(begin)

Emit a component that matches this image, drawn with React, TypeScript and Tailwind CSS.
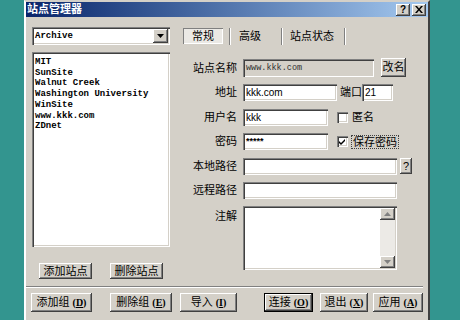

(end)
(begin)

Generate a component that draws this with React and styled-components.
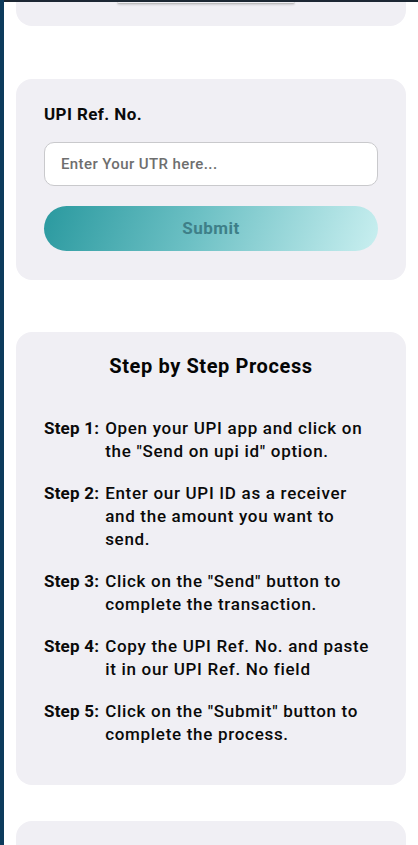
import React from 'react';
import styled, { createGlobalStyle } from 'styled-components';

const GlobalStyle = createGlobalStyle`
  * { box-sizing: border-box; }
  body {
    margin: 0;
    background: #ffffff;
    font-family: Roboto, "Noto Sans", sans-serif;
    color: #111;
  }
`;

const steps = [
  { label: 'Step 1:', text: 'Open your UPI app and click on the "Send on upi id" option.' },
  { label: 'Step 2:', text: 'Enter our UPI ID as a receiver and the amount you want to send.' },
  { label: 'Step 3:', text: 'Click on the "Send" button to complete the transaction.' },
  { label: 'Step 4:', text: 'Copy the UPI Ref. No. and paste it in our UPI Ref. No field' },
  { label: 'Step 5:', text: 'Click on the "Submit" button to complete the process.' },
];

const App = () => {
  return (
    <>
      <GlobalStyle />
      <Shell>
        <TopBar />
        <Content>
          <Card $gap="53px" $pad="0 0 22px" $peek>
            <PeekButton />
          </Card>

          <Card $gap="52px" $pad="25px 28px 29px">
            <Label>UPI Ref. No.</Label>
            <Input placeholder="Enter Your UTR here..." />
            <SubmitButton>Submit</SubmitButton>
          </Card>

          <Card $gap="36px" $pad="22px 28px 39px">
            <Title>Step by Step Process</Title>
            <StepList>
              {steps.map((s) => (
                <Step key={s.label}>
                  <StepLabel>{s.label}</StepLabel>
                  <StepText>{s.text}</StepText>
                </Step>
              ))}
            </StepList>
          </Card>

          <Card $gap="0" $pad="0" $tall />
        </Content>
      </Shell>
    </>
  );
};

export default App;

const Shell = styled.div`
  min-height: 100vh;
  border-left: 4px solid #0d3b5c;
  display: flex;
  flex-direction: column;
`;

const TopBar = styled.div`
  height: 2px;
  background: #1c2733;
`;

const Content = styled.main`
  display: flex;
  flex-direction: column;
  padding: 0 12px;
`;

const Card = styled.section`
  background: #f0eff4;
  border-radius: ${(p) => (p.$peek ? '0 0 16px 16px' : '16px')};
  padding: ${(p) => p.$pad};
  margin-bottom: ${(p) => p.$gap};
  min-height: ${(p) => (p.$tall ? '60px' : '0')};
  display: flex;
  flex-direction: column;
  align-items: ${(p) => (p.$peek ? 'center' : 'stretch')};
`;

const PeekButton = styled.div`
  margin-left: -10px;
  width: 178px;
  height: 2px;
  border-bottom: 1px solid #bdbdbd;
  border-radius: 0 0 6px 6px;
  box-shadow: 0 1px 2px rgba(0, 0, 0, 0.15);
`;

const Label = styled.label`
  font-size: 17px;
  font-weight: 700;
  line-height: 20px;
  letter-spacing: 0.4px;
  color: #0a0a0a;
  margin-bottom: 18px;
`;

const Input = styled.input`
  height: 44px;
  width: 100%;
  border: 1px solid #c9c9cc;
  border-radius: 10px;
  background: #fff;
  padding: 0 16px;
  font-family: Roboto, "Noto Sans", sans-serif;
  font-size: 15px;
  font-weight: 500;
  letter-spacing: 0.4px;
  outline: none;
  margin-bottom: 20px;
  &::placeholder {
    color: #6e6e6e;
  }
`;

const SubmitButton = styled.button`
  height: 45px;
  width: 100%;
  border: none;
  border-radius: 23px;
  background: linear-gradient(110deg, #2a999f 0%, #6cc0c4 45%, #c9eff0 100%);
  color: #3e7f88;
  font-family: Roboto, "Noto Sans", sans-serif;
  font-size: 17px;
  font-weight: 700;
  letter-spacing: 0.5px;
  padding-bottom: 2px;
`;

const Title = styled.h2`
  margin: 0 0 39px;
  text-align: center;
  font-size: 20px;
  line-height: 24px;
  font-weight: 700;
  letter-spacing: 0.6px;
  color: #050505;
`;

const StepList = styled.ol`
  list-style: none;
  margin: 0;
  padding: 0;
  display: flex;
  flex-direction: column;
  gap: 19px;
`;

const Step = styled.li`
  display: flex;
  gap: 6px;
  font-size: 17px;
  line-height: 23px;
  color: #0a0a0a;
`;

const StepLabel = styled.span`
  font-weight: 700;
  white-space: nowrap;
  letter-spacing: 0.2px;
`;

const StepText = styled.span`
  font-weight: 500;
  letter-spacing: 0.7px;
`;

(end)

Your task is to transcribe exactly the lines starting at the line that contains "Generate a component" and ending at the line that contains "export default App;", both included. Leave out the pictures.

RESPONSE:
Generate a component that draws this with React and styled-components.
import React from 'react';
import styled, { createGlobalStyle } from 'styled-components';

const GlobalStyle = createGlobalStyle`
  * { box-sizing: border-box; }
  body {
    margin: 0;
    background: #ffffff;
    font-family: Roboto, "Noto Sans", sans-serif;
    color: #111;
  }
`;

const steps = [
  { label: 'Step 1:', text: 'Open your UPI app and click on the "Send on upi id" option.' },
  { label: 'Step 2:', text: 'Enter our UPI ID as a receiver and the amount you want to send.' },
  { label: 'Step 3:', text: 'Click on the "Send" button to complete the transaction.' },
  { label: 'Step 4:', text: 'Copy the UPI Ref. No. and paste it in our UPI Ref. No field' },
  { label: 'Step 5:', text: 'Click on the "Submit" button to complete the process.' },
];

const App = () => {
  return (
    <>
      <GlobalStyle />
      <Shell>
        <TopBar />
        <Content>
          <Card $gap="53px" $pad="0 0 22px" $peek>
            <PeekButton />
          </Card>

          <Card $gap="52px" $pad="25px 28px 29px">
            <Label>UPI Ref. No.</Label>
            <Input placeholder="Enter Your UTR here..." />
            <SubmitButton>Submit</SubmitButton>
          </Card>

          <Card $gap="36px" $pad="22px 28px 39px">
            <Title>Step by Step Process</Title>
            <StepList>
              {steps.map((s) => (
                <Step key={s.label}>
                  <StepLabel>{s.label}</StepLabel>
                  <StepText>{s.text}</StepText>
                </Step>
              ))}
            </StepList>
          </Card>

          <Card $gap="0" $pad="0" $tall />
        </Content>
      </Shell>
    </>
  );
};

export default App;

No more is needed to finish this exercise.